#### Given data:

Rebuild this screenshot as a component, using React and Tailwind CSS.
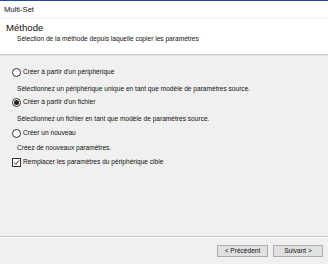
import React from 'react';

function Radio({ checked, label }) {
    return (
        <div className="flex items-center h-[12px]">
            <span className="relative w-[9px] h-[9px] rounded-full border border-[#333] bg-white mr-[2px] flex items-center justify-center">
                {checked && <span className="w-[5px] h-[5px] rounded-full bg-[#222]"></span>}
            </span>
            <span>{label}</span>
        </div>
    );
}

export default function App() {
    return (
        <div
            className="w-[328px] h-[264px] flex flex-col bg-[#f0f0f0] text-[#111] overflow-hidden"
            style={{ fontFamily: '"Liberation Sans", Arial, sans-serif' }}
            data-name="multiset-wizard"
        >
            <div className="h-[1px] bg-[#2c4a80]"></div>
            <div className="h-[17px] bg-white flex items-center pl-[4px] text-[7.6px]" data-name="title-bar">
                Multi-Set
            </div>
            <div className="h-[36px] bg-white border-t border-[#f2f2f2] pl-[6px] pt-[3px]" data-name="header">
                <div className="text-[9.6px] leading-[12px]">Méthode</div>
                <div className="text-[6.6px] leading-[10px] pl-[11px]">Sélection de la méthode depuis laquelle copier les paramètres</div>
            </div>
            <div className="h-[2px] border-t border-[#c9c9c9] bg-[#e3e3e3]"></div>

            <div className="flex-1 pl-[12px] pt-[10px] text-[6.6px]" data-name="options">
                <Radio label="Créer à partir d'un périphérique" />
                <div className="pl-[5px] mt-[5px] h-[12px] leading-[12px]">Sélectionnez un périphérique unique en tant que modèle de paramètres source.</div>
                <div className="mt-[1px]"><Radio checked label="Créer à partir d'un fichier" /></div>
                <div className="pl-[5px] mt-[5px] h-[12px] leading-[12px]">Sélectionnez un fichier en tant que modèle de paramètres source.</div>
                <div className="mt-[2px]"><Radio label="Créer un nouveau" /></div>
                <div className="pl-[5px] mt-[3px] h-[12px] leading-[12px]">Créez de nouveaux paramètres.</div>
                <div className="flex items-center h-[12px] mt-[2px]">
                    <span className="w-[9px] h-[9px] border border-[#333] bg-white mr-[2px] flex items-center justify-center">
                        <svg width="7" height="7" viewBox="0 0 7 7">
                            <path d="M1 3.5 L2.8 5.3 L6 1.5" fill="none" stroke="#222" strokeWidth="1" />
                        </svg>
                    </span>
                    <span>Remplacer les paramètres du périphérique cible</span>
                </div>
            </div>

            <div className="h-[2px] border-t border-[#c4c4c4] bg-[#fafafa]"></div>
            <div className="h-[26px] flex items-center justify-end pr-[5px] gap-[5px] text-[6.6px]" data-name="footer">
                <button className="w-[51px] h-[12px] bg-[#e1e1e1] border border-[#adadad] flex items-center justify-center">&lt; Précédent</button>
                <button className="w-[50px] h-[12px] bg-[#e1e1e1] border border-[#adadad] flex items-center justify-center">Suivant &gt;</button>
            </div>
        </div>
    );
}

#### What to produce:
Repeat verbatim all the material, but not the pictures.

#### Exercise answer:
Rebuild this screenshot as a component, using React and Tailwind CSS.
import React from 'react';

function Radio({ checked, label }) {
    return (
        <div className="flex items-center h-[12px]">
            <span className="relative w-[9px] h-[9px] rounded-full border border-[#333] bg-white mr-[2px] flex items-center justify-center">
                {checked && <span className="w-[5px] h-[5px] rounded-full bg-[#222]"></span>}
            </span>
            <span>{label}</span>
        </div>
    );
}

export default function App() {
    return (
        <div
            className="w-[328px] h-[264px] flex flex-col bg-[#f0f0f0] text-[#111] overflow-hidden"
            style={{ fontFamily: '"Liberation Sans", Arial, sans-serif' }}
            data-name="multiset-wizard"
        >
            <div className="h-[1px] bg-[#2c4a80]"></div>
            <div className="h-[17px] bg-white flex items-center pl-[4px] text-[7.6px]" data-name="title-bar">
                Multi-Set
            </div>
            <div className="h-[36px] bg-white border-t border-[#f2f2f2] pl-[6px] pt-[3px]" data-name="header">
                <div className="text-[9.6px] leading-[12px]">Méthode</div>
                <div className="text-[6.6px] leading-[10px] pl-[11px]">Sélection de la méthode depuis laquelle copier les paramètres</div>
            </div>
            <div className="h-[2px] border-t border-[#c9c9c9] bg-[#e3e3e3]"></div>

            <div className="flex-1 pl-[12px] pt-[10px] text-[6.6px]" data-name="options">
                <Radio label="Créer à partir d'un périphérique" />
                <div className="pl-[5px] mt-[5px] h-[12px] leading-[12px]">Sélectionnez un périphérique unique en tant que modèle de paramètres source.</div>
                <div className="mt-[1px]"><Radio checked label="Créer à partir d'un fichier" /></div>
                <div className="pl-[5px] mt-[5px] h-[12px] leading-[12px]">Sélectionnez un fichier en tant que modèle de paramètres source.</div>
                <div className="mt-[2px]"><Radio label="Créer un nouveau" /></div>
                <div className="pl-[5px] mt-[3px] h-[12px] leading-[12px]">Créez de nouveaux paramètres.</div>
                <div className="flex items-center h-[12px] mt-[2px]">
                    <span className="w-[9px] h-[9px] border border-[#333] bg-white mr-[2px] flex items-center justify-center">
                        <svg width="7" height="7" viewBox="0 0 7 7">
                            <path d="M1 3.5 L2.8 5.3 L6 1.5" fill="none" stroke="#222" strokeWidth="1" />
                        </svg>
                    </span>
                    <span>Remplacer les paramètres du périphérique cible</span>
                </div>
            </div>

            <div className="h-[2px] border-t border-[#c4c4c4] bg-[#fafafa]"></div>
            <div className="h-[26px] flex items-center justify-end pr-[5px] gap-[5px] text-[6.6px]" data-name="footer">
                <button className="w-[51px] h-[12px] bg-[#e1e1e1] border border-[#adadad] flex items-center justify-center">&lt; Précédent</button>
                <button className="w-[50px] h-[12px] bg-[#e1e1e1] border border-[#adadad] flex items-center justify-center">Suivant &gt;</button>
            </div>
        </div>
    );
}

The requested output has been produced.